Mom, as always, was horrified about what the neighbors would think when she learned what had been going on, but somehow she had the presence of mind to ask Bob if he even knew what he was saying. "It means a grunt donkey," he replied, surprised that he had to explain anything as self evident as this to his mother. As for her concern for the neighbors, Mom's fears turned out to be baseless. When word of the incident got around, the pinball machine quietly disappeared from view, and my family was soon universally welcomed into the neighborhood. Other parents it seems were relieved to know that a preacher's kids could be as great an embarrassment as their own, while the children living in and around Brookside Drive were indebted to my brothers  for effectively lowering the expectation of decent behavior.

CHAPTER II continues HERE.


  1. Oh, dear Peter....I've heard these stories from your mother and I am so glad you are saving and printing them. I can't wait for the ghosts stories in Minneapolis. You are a natural born story teller. How I admire you.
    Gretchen Maring

    1. In this case it's mutual admiration! I hope these posts encourage you to record your own recollections.
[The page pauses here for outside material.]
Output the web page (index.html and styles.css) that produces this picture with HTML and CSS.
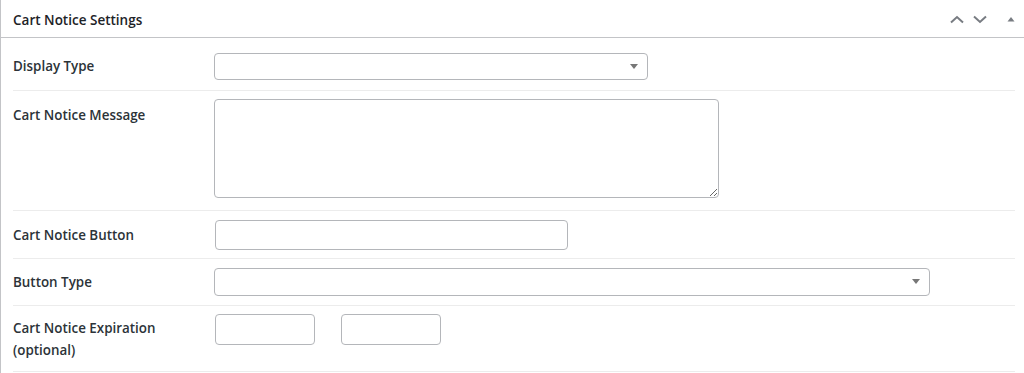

What Mom did one year was write down all the events leading up to when each of us were born, which has been a valuable record for all of us!
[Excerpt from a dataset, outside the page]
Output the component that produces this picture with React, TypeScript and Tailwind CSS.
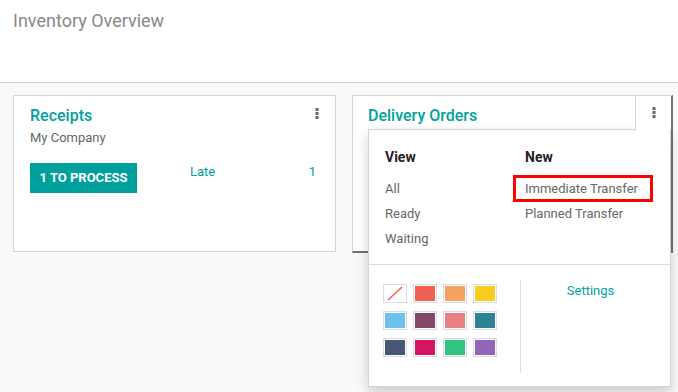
import React from "react";

const Dots = () => (
  <svg width="4" height="11" viewBox="0 0 4 11" className="block">
    <rect x="0.5" y="0" width="3" height="3" fill="#666" />
    <rect x="0.5" y="4" width="3" height="3" fill="#666" />
    <rect x="0.5" y="8" width="3" height="3" fill="#666" />
  </svg>
);

const colors = [
  "none",
  "#F06050",
  "#F4A460",
  "#F7CD1F",
  "#6CC1ED",
  "#814968",
  "#EB7E7F",
  "#2C8397",
  "#475577",
  "#D6145F",
  "#30C381",
  "#9365B8",
];

export default function App() {
  return (
    <div
      className="w-[678px] h-[392px] overflow-hidden bg-[#f9f9f9] flex flex-col"
      style={{ fontFamily: "Roboto, 'Noto Sans', sans-serif" }}
    >
      <div className="h-[83px] shrink-0 bg-white border-b border-[#cfcfcf] pl-[13px] pt-[8px]">
        <div className="text-[18px] leading-[26px] text-[#888]">Inventory Overview</div>
      </div>
      <div className="flex gap-[16px] pl-[13px] pt-[12px]">
        {/* Card 1 */}
        <div className="w-[323px] h-[157px] bg-white border border-[#d4d4d4] relative pl-[16px] pt-[9px]">
          <div className="absolute right-[16px] top-[12px]">
            <Dots />
          </div>
          <div className="text-[16px] leading-[22px] font-medium text-[#00A09D]">Receipts</div>
          <div className="text-[13px] leading-[20px] text-[#666] mt-[1px]">My Company</div>
          <div className="flex mt-[15px]">
            <div className="w-[107px] h-[30px] bg-[#00A09D] text-white text-[13px] font-bold flex items-center justify-center">
              1 TO PROCESS
            </div>
            <div className="ml-[53px] text-[13px] text-[#00A09D] leading-[18px]">Late</div>
            <div className="ml-auto mr-[19px] text-[13px] text-[#00A09D] leading-[18px]">1</div>
          </div>
        </div>
        {/* Card 2 */}
        <div className="w-[321px] h-[158px] bg-white border-t border-l border-[#d4d4d4] border-r-2 border-b-2 border-r-[#6f747c] border-b-[#6f747c] relative pl-[15px] pt-[9px]">
          <div className="text-[16px] leading-[22px] font-medium text-[#00A09D]">Delivery Orders</div>
          {/* toggle */}
          <div className="absolute right-0 top-0 w-[36px] h-[34px] bg-white border-l border-[#d4d4d4] z-20 flex justify-center pt-[11px]">
            <Dots />
          </div>
          {/* dropdown */}
          <div className="absolute left-[15px] top-[33px] w-[303px] h-[258px] bg-white border border-[#d4d4d4] shadow-[0_6px_12px_rgba(0,0,0,0.175)] z-10">
            <div className="flex h-[134px]">
              <div className="w-[140px] pl-[16px] pt-[18px]">
                <div className="text-[14px] font-bold text-[#222] leading-[18px]">View</div>
                <div className="mt-[10px] flex flex-col text-[13px] text-[#666] leading-[25px]">
                  <span>All</span>
                  <span>Ready</span>
                  <span>Waiting</span>
                </div>
              </div>
              <div className="pt-[18px]">
                <div className="text-[14px] font-bold text-[#222] leading-[18px] ml-[16px]">New</div>
                <div className="mt-[10px] flex flex-col text-[13px] text-[#666] leading-[25px]">
                  <span className="relative pl-[16px]">
                    Immediate Transfer
                    <span className="absolute left-[4px] top-[-1px] w-[140px] h-[27px] border-[3px] border-[#ff0000]"></span>
                  </span>
                  <span className="pl-[16px]">Planned Transfer</span>
                </div>
              </div>
            </div>
            <div className="border-t border-[#ddd] flex h-[122px] pt-[15px]">
              <div className="w-[152px] h-[93px] pl-[14px] pt-[4px] border-r border-[#ddd]">
                <div className="grid grid-cols-[repeat(4,24px)] gap-x-[6px] gap-y-[8px]">
                  {colors.map((c, i) => (
                    <div
                      key={i}
                      className="w-[24px] h-[19px] border border-[#d9dde3] p-[1px] bg-white"
                    >
                      {c === "none" ? (
                        <svg width="20" height="15" viewBox="0 0 20 15" className="block">
                          <line x1="3" y1="14" x2="17" y2="1" stroke="#f06050" strokeWidth="1.5" />
                        </svg>
                      ) : (
                        <div className="w-full h-full" style={{ background: c }} />
                      )}
                    </div>
                  ))}
                </div>
              </div>
              <div className="flex-1 flex justify-center pt-[2px] pr-[10px]">
                <span className="text-[13px] text-[#00A09D] leading-[18px]">Settings</span>
              </div>
            </div>
          </div>
        </div>
      </div>
    </div>
  );
}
  2. I must say, these stories did not filter down through my family that I remember. Guess your mother thought we girls were too "prim" for such tales. Or perhaps Mother heard them, but spared us the gory details. Unfortunately, I don't have any tales as glorious as this except my version of how my sister Ruth tried to kill me not once, but twice! That will be a tale for the next family reunion.

    1. It may be the difference between a houseful of boys and a houseful of girls, and if you can recount Ruth's multiple attempts at murder, I'd put money on the table that there's more where that came from if you were all sitting around a table! That's what's universal about these stories - every family has them, of one sort or another!